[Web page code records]
::::

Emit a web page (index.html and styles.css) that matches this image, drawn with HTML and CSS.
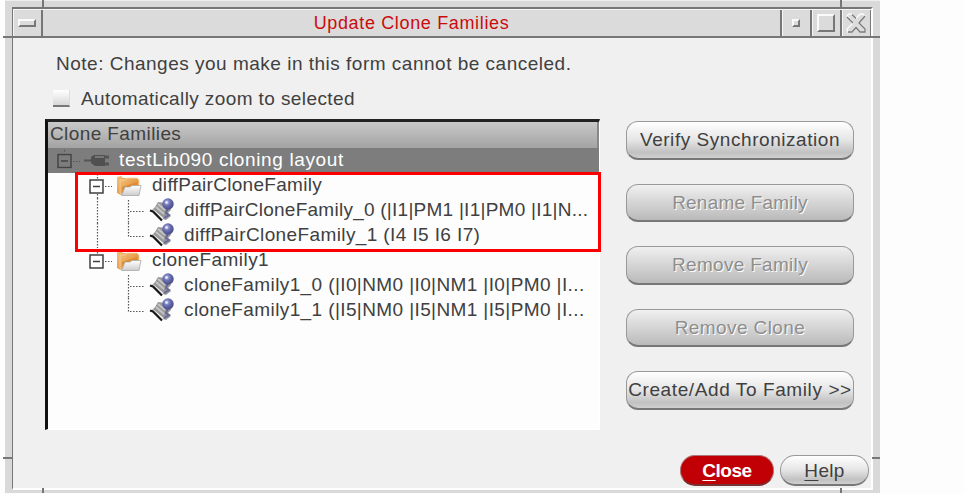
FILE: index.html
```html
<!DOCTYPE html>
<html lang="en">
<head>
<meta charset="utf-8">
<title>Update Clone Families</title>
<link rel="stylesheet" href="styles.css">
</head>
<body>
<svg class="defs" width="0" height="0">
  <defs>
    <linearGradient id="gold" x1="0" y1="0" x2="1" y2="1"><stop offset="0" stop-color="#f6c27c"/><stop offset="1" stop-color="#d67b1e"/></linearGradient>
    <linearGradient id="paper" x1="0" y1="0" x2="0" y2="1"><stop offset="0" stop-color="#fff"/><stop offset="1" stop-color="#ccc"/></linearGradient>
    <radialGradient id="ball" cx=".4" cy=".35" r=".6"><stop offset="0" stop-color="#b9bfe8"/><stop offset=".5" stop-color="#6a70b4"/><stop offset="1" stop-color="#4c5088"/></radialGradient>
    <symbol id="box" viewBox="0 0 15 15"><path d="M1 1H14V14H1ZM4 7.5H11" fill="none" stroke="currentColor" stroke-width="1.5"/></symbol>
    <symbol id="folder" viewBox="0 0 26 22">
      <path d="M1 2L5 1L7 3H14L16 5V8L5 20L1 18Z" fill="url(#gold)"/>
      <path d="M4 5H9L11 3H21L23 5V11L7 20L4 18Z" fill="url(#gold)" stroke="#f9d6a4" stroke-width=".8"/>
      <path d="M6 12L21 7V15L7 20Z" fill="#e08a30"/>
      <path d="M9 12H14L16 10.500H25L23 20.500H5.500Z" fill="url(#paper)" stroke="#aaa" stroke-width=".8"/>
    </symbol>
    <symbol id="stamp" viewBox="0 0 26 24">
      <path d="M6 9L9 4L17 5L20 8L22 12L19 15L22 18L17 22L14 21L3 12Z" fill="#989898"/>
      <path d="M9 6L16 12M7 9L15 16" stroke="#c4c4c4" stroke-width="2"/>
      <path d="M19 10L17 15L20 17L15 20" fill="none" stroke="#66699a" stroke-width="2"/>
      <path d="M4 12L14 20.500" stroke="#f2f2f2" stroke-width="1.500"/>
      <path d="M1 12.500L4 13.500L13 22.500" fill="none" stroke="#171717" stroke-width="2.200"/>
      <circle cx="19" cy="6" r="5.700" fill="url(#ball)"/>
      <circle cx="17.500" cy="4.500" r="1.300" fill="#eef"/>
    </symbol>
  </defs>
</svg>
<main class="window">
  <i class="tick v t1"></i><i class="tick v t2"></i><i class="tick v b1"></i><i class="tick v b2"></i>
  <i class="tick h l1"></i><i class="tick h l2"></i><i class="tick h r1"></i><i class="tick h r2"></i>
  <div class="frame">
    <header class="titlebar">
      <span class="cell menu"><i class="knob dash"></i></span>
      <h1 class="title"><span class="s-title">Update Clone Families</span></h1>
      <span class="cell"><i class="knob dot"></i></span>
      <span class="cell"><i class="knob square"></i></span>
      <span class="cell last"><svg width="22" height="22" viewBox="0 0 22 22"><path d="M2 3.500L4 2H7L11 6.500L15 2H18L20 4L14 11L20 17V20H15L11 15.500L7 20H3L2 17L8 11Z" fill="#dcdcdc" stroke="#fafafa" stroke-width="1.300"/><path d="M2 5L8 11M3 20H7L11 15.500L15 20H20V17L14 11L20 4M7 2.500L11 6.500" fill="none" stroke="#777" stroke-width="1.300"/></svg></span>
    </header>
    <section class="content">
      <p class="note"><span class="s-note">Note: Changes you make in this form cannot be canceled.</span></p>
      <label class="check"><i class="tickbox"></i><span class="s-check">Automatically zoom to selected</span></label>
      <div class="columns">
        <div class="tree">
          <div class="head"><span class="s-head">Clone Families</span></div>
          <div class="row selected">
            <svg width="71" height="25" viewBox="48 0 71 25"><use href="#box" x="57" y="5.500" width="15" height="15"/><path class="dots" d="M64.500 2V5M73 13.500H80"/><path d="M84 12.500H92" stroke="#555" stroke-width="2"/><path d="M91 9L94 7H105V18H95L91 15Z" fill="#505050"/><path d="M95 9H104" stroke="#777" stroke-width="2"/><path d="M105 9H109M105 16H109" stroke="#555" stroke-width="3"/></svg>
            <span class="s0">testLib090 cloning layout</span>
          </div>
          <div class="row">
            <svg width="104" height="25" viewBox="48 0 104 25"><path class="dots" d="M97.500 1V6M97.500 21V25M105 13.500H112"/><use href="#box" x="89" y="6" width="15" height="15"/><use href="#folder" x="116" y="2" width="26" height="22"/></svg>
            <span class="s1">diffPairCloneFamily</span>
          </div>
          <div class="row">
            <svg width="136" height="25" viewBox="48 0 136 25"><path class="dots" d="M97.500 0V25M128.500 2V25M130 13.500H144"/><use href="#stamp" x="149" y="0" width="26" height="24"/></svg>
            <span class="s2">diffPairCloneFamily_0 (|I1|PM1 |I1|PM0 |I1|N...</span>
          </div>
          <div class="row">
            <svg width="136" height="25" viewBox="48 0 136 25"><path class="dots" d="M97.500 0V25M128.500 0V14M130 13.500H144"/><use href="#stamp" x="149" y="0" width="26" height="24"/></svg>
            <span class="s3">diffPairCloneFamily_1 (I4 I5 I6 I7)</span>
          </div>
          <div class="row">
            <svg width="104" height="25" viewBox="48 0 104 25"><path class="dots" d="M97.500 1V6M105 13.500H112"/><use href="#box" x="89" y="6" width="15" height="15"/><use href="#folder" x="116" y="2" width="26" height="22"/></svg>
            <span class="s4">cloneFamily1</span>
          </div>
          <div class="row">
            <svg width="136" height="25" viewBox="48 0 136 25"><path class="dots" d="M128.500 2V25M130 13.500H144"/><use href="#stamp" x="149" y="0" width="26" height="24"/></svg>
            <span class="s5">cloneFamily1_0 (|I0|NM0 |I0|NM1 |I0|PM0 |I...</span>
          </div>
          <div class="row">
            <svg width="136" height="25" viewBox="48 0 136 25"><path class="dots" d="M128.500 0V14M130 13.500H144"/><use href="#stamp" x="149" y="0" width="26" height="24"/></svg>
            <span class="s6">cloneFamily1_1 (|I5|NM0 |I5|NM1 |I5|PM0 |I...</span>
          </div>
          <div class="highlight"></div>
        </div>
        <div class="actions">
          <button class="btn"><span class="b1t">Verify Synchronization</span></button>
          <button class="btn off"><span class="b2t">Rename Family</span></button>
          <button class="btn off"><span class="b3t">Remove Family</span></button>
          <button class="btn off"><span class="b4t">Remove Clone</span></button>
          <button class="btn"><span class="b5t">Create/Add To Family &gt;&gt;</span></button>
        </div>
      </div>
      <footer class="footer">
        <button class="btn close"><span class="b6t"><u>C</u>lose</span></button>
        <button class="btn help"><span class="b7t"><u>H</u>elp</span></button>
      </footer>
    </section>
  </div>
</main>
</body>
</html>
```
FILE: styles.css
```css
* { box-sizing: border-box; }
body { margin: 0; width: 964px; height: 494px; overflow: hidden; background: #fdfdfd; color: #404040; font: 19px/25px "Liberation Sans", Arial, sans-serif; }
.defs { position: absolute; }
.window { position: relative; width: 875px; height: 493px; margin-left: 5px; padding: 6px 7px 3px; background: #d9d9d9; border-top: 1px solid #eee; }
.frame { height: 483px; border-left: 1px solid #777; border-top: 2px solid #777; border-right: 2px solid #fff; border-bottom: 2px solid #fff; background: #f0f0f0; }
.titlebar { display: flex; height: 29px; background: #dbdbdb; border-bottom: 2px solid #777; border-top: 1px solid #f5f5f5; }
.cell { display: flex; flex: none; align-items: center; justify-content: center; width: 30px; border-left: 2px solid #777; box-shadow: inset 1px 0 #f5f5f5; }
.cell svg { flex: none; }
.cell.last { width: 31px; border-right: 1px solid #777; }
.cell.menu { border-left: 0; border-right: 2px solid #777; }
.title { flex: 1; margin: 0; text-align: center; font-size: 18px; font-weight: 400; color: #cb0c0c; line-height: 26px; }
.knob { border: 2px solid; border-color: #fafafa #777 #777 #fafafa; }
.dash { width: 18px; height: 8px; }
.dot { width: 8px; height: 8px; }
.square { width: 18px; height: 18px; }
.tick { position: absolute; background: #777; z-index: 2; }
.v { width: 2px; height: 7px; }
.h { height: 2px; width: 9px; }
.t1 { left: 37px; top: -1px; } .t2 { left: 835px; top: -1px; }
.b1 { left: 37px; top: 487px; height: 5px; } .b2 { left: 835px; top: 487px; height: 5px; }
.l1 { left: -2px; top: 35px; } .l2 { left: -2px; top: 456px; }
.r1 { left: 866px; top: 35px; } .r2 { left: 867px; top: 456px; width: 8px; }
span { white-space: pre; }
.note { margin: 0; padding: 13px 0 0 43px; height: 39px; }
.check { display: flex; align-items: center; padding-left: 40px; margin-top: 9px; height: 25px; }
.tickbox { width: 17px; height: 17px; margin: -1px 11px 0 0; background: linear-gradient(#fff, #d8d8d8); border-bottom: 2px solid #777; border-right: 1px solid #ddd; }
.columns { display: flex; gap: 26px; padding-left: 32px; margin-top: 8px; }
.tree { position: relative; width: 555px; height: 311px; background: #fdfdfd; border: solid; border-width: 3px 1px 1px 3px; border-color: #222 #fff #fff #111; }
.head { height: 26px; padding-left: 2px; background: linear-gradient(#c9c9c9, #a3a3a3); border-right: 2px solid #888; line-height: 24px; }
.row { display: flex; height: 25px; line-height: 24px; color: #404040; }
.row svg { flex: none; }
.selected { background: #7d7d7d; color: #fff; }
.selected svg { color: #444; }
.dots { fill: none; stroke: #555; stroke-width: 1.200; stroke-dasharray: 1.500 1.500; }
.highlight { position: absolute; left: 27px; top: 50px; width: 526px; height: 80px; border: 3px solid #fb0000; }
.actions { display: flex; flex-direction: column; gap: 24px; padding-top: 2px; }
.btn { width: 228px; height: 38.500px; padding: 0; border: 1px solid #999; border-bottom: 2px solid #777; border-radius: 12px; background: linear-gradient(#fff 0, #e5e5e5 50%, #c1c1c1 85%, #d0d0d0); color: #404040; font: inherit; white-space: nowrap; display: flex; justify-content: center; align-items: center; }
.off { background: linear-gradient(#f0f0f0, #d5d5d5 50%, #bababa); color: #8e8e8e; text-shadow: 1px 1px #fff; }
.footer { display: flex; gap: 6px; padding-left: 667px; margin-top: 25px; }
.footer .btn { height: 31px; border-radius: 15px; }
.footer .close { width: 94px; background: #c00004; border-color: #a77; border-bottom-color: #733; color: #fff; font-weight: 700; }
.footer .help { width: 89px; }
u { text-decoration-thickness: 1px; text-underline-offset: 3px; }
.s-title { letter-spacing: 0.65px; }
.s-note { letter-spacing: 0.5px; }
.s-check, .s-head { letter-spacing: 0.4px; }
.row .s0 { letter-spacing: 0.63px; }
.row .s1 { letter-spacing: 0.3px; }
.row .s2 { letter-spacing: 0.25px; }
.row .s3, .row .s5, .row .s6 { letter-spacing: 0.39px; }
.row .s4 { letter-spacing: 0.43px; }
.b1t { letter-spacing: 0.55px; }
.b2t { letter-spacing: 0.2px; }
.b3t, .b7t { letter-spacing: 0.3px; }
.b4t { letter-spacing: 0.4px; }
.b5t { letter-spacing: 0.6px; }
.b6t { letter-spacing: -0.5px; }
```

::::

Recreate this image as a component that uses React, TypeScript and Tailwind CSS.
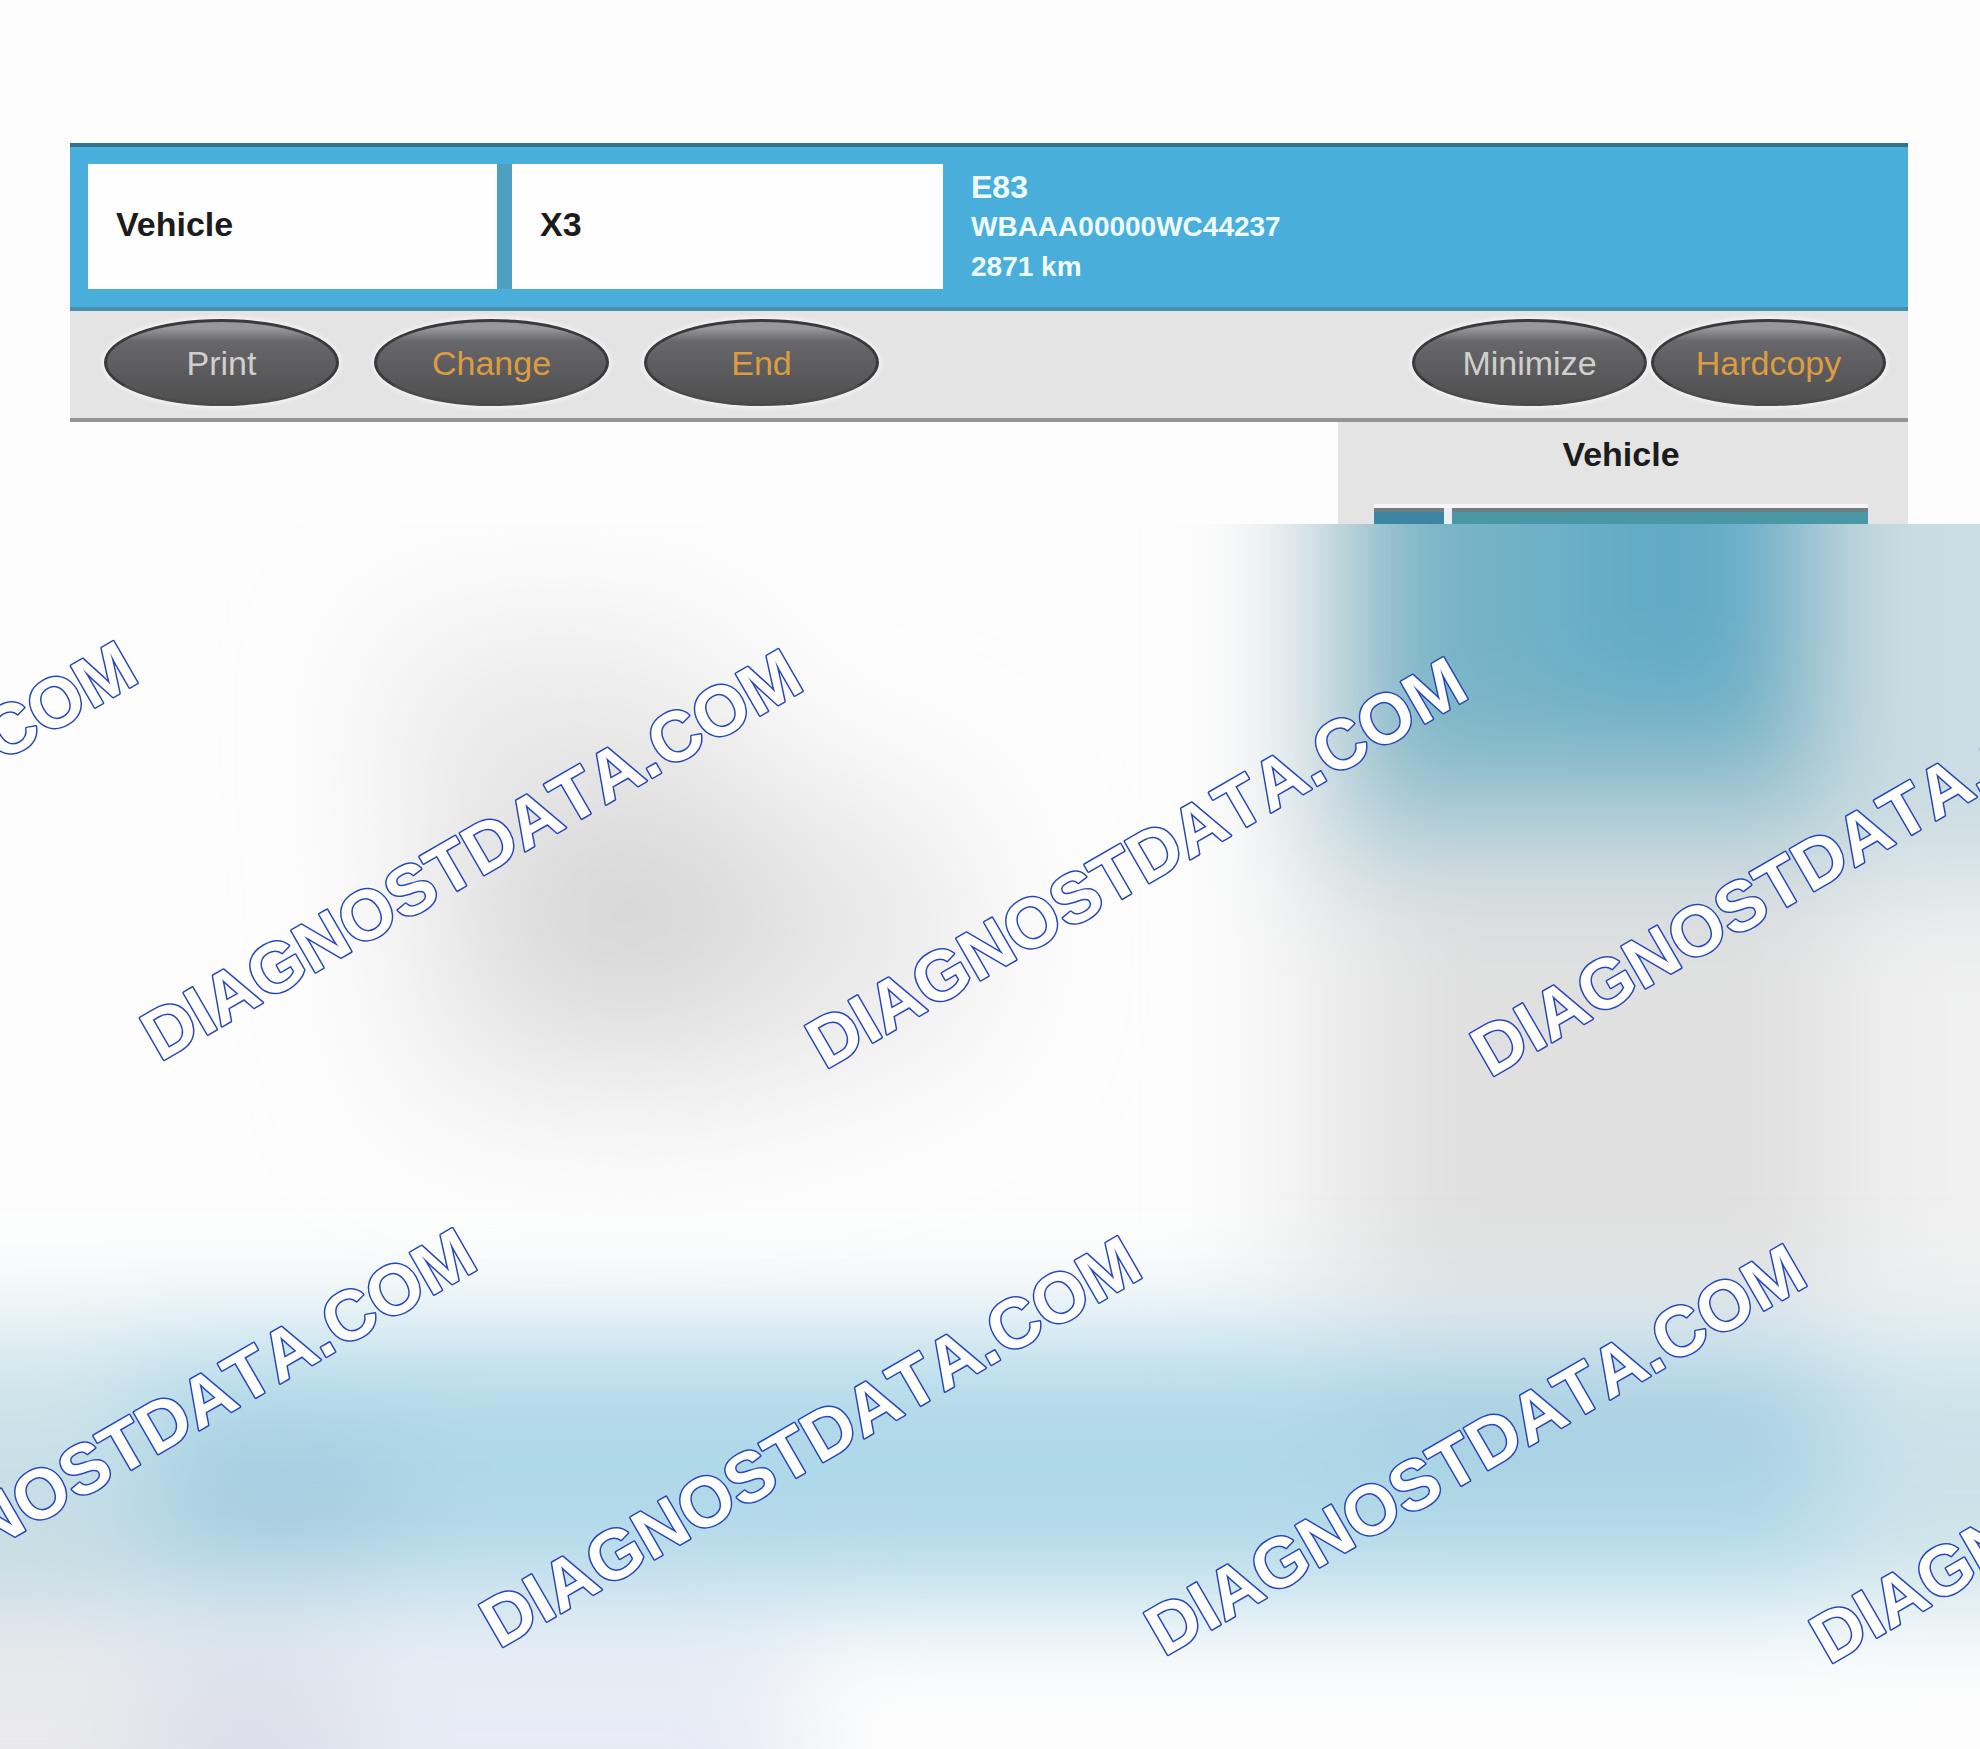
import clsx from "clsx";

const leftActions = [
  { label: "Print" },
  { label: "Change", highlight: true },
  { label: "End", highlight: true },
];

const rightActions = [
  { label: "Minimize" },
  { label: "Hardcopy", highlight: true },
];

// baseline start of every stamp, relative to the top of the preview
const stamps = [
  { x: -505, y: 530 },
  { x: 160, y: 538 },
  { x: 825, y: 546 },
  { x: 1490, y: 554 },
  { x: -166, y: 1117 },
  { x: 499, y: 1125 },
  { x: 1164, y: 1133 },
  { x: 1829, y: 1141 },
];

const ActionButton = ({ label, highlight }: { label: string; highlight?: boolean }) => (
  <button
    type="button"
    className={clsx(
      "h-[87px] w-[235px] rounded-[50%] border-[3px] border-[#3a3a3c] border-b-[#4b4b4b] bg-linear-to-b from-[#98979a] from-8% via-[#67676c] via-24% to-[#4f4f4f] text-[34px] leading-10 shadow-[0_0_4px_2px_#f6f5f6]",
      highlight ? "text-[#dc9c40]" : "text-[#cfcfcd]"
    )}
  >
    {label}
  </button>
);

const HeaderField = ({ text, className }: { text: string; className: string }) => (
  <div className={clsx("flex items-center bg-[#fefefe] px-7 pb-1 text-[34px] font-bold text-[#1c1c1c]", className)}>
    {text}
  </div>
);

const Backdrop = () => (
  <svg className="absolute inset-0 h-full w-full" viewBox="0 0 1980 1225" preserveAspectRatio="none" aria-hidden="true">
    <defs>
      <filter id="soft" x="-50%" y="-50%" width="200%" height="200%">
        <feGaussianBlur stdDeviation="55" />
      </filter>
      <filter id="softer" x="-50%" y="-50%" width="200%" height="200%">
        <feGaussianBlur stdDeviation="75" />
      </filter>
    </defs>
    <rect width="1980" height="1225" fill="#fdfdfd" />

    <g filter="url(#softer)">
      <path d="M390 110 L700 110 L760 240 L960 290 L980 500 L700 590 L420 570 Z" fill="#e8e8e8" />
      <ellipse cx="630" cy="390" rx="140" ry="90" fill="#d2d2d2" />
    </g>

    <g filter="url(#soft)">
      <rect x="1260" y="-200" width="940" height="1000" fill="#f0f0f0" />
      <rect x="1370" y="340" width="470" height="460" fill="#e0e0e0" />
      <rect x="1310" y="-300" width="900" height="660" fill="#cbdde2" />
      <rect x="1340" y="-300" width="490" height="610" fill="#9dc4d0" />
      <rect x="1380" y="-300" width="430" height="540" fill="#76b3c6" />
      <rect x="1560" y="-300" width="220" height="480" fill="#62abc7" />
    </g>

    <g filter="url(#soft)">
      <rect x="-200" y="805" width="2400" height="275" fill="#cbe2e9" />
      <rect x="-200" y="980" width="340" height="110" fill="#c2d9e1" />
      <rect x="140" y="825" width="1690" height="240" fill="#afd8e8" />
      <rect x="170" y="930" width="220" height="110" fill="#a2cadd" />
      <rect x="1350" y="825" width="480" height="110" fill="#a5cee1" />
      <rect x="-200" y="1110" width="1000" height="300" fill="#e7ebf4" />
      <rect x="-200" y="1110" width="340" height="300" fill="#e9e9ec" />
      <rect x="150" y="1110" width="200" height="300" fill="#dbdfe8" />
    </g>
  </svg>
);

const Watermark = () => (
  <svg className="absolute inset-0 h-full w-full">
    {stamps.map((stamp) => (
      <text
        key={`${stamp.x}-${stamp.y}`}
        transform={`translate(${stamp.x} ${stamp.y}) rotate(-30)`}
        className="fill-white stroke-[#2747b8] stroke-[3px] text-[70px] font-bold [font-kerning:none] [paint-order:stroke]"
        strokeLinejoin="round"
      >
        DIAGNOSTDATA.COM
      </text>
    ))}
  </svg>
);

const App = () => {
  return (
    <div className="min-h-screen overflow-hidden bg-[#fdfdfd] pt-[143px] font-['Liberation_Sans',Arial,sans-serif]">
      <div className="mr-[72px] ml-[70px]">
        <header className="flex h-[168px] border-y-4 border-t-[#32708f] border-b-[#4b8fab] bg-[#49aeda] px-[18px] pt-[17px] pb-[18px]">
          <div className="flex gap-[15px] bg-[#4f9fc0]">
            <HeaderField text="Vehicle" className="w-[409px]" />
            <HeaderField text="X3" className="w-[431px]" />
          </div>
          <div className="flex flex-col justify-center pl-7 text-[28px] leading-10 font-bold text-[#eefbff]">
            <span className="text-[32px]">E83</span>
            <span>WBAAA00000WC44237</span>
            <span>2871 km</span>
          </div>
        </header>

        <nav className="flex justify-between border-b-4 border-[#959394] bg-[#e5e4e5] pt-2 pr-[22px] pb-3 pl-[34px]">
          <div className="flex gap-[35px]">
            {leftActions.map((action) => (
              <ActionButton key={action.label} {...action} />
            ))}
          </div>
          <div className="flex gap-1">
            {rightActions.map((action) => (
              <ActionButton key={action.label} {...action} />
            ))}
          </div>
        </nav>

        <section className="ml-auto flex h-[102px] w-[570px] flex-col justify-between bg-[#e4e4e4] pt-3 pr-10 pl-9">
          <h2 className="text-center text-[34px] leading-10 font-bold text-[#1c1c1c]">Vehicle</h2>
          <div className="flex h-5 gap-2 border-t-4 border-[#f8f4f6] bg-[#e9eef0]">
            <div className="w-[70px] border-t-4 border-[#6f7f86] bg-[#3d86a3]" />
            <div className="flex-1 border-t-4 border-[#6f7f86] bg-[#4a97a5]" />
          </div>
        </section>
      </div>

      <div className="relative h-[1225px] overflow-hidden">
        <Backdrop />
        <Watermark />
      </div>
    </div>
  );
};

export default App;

::::

EXERCISE: From the entries above, return each line with the word "index" in it.

CORRECT ANSWER:
Emit a web page (index.html and styles.css) that matches this image, drawn with HTML and CSS.
FILE: index.html
.tick { position: absolute; background: #777; z-index: 2; }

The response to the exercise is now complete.